Never send this text to your mother:
Never call your wife on the other side of the country, clearly upset, and say with great foreboding: “There’s been an incident.”
For a few minutes yesterday I experienced All The Bad Things That Could Happen, all at once. There was a fire. There was an attack. There was the boy jumping off the 2nd story deck, climbing into a hot oven and eating all the meds in the cabinet (he’s actually attempted all of these things btw).
I didn’t know the details. I didn’t take time to process it all rationally. For a few heart-stopping, gut-clenching moments I just KNEW that my babies were dead.
“Everyone’s okay.”
This is a better opener. Even if everyone is not completely perfect. Even if you need help/sympathy. Even if you have an exciting, dramatic tale to tell.
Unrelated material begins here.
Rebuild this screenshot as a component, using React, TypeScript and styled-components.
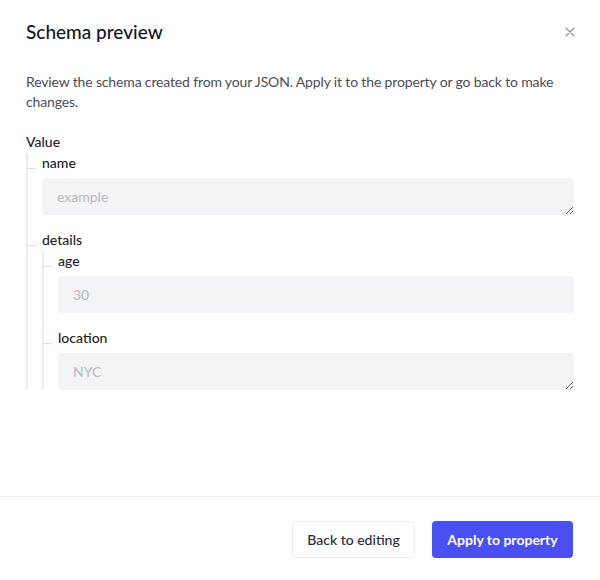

It could have been Bad. I can’t imagine how scary and traumatic it was for my husband.
He’s already a hero for staying home alone with the 3 youngest kids, while I took the most helpful one away on a grand adventure. Now, he’s got a harrowing tale to seal the deal.
He’s changed dozens of tires, maybe hundreds. Despite technically knowing how to do it myself, I am decidedly un-feminist when it comes to automotive care. He’s been changing my tires since I was 16 (and, no, that’s not a euphemism).
He didn’t think much of it. Just another chore in an overwhelmingly busy week. In a split second, with the smallest shift on our uneven driveway he found his arm pinned under the van.
Alone.
Intense pain.
Kids on their own.
I’m sure my 11-year-old was equally panicked! But she called 911 and kept the littles inside, away from the action. While she began to explain the situation to the operator a neighbour arrived. She (clearly a better feminist than I) jacked the van back up and helped Glen pull his arm out. A practical nurse by trade, she examined his arm. Bruised, swollen, painful, but nothing seemed broken. Crisis averted.
It could have been Very Bad. I’ve run those scenarios through my mind too. Somehow it seems worse because I was so far away.
Even now, as I write this on a seatback tray-table at 23,000 feet winging my way home I feel better the closer I get to home.
As if I can protect them.
As if I can hold trouble at bay.
Or lift a van off my best friend with my bare hands.
At least I can make sure he actually gets that hand x-rayed. And takes it easy. And knows that I don’t take a minute with him for granted.
For some people, that text, that call, really is Very Bad News, painful beyond imagining. A friend’s cousin was pinned under his car and died just last month. There seem to be endless tragic possibilities lurking around every corner.
It makes us want to hide. To wrap our loved ones up in bubble wrap and keep them far from every threat.
But that is not a life.
Instead we remember how fragile and precious every second is. We won’t pretend we are immune, but prize each exciting adventure, each meaningful connection and each peaceful moment, all the more. Maybe the occasional close call is a gift in that way.
My 11-year-old can’t wait to tell me every thrilling detail. My husband can’t wait to hand over the cooking and the diapering and the getting-up-in-the-night. I can’t wait to hold them close and finally breath properly again.
Also, I will be changing the next tire myself.
So here’s me, SO grateful for all those who rode to the rescue when I couldn’t – our neighbour and our friends (especially Ray for fixing our tire – bold move) and my parents. Also, Colleen and Miguel for talking me through the panic.
Stay tuned for more about our NYC/Boston trip…
October 22nd, 2013 at 7:22 am
One my husband’s memorable welcome home lines when my son was about 2: “Well, we think we’ve got the bleeding stopped.” WHAT!?
October 22nd, 2013 at 1:04 pm
That’s EVEN worse! You must have been panicked. Only funny in retrospect.
October 22nd, 2013 at 10:31 pm
You made me smile with this post. I had a similar call from my mother when she was with my eldest at their cabin. She said “There’s been an accident….” note the… was in my ooinion like 5 minutes where I envisioned ny first born broken or dead when it was my step-father who hurt himself…not life threatening injuries but severe enough. But my baby was ok and that was what mattered to me in the moment.
October 24th, 2013 at 10:42 am
4 most foreboding words in the English language. I always think it must be my kids too. Guess that’s our worst fear.